* Required work: Scan the data below and report how many lines include the word "styles". Nothing else is wanted.

━━━━━━

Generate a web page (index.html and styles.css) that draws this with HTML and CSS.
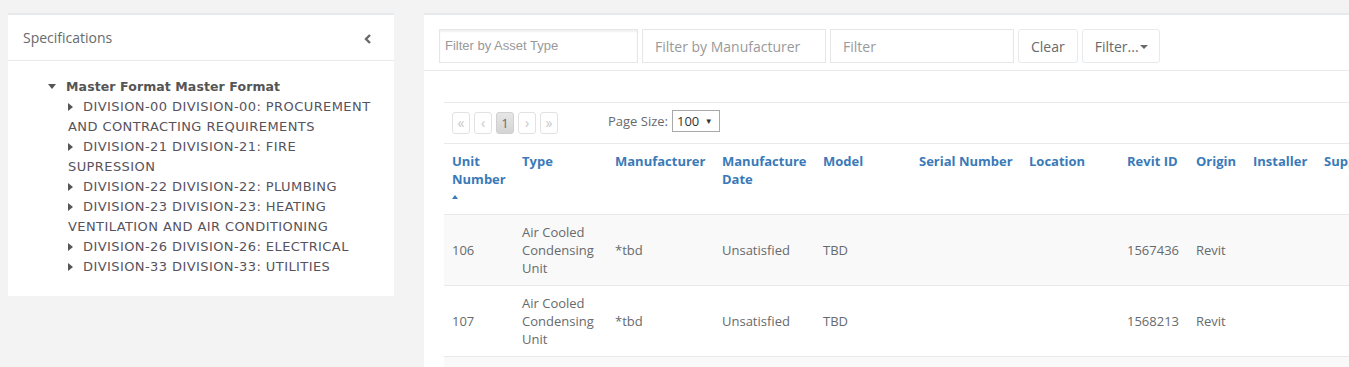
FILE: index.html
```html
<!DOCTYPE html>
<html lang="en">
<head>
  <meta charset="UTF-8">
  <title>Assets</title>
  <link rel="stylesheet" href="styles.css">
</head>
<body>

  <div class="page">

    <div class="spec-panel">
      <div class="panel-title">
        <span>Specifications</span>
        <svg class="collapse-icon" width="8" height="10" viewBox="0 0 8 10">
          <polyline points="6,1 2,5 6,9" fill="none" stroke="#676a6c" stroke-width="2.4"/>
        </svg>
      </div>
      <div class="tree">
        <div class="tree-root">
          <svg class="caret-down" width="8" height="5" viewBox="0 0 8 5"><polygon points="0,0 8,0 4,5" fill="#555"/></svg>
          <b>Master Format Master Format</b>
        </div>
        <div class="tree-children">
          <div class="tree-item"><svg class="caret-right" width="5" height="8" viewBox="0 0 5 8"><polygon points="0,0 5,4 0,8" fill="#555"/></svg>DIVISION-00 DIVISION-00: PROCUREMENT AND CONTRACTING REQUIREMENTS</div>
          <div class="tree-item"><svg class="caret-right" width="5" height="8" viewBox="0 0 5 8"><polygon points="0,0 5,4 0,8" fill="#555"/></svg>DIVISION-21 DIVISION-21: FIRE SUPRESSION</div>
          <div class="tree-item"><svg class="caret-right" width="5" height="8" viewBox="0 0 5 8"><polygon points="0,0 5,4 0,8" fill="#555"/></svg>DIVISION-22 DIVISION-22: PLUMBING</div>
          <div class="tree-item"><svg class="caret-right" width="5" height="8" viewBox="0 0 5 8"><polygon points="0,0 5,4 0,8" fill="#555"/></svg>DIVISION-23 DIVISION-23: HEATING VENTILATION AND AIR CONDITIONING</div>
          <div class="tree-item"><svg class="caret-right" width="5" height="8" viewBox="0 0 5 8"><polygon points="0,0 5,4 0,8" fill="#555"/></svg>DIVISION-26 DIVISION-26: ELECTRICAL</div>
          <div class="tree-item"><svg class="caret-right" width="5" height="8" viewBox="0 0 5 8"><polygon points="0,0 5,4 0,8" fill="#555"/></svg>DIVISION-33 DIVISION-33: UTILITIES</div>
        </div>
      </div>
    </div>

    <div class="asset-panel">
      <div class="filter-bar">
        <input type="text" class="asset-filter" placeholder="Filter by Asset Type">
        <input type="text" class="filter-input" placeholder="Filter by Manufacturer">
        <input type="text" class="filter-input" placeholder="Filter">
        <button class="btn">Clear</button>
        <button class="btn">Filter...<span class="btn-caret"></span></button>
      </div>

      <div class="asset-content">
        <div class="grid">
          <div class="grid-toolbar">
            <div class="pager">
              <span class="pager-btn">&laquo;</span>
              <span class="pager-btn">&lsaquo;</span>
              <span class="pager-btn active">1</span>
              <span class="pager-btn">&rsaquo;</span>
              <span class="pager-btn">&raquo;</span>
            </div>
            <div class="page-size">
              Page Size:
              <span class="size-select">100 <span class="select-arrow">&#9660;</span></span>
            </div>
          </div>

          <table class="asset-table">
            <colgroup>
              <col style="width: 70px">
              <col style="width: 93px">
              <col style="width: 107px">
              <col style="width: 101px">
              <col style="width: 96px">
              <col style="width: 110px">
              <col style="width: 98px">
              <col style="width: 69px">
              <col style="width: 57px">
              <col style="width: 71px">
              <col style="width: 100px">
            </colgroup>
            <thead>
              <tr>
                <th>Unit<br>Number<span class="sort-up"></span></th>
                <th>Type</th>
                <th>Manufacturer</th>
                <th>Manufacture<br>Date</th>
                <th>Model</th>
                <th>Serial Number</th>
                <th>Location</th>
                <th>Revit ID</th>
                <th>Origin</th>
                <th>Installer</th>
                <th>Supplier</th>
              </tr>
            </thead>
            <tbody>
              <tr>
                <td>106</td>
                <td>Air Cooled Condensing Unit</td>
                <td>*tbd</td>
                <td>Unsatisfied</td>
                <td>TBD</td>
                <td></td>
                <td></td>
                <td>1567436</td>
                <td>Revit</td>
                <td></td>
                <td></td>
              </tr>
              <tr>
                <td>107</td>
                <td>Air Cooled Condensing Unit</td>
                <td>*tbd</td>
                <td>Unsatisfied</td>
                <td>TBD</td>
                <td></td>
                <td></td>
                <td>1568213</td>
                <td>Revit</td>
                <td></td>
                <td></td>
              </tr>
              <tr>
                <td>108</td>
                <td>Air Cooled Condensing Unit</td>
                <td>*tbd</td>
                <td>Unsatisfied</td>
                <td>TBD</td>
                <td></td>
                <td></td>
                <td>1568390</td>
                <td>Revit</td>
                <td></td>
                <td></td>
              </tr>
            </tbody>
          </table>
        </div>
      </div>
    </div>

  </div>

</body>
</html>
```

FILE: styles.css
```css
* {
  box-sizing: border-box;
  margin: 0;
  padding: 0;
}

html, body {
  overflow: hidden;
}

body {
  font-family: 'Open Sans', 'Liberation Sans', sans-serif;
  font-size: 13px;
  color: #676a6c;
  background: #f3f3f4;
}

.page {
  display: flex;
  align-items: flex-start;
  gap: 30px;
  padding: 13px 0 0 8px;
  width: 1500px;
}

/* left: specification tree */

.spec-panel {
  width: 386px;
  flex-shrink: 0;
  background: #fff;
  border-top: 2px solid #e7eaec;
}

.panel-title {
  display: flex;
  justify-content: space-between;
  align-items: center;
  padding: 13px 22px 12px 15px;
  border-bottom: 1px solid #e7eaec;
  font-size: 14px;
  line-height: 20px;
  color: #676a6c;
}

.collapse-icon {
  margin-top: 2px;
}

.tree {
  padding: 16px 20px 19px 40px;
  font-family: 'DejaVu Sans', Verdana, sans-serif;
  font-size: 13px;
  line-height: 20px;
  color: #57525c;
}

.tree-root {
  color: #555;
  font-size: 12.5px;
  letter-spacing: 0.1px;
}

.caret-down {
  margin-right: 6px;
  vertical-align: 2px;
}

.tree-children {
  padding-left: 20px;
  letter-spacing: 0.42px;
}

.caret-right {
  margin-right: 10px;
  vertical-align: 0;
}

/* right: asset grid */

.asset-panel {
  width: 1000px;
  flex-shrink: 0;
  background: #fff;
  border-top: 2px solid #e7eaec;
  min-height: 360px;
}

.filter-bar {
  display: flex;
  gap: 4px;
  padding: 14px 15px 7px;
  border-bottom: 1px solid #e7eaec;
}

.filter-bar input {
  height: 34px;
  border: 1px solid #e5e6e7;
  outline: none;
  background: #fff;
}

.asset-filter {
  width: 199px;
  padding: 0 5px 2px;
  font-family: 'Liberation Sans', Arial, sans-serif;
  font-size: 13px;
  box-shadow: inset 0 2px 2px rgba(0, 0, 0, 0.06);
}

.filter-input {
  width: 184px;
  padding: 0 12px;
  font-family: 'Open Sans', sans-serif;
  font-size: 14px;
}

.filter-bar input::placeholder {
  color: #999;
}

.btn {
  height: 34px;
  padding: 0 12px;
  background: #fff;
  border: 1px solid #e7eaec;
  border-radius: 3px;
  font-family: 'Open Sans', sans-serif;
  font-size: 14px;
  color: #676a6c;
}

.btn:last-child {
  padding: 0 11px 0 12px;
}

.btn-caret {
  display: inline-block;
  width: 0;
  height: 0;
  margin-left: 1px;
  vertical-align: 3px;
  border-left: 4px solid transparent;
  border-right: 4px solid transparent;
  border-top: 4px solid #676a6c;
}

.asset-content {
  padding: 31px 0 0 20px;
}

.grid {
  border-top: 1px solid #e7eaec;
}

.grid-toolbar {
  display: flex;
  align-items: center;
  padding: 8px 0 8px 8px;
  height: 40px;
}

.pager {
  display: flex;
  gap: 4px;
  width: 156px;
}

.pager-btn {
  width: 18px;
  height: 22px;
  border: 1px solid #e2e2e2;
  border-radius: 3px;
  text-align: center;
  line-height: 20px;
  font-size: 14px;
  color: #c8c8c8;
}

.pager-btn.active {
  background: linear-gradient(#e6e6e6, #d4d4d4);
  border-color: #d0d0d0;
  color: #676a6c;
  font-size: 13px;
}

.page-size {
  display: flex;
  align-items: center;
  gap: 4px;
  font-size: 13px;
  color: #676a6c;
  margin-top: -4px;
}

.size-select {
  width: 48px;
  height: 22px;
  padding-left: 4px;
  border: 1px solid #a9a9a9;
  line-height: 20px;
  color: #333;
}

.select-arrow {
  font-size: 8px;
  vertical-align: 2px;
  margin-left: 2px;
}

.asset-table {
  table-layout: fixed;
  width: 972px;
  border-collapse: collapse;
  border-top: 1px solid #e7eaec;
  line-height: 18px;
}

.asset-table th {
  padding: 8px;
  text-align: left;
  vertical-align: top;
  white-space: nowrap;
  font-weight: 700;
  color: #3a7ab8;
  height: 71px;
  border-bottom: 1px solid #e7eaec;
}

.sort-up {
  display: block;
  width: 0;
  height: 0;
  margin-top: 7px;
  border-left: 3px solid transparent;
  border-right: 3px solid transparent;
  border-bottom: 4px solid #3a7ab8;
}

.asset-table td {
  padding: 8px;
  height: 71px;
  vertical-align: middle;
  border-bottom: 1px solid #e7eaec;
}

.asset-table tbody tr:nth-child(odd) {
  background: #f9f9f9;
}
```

━━━━━━

* Full output: 3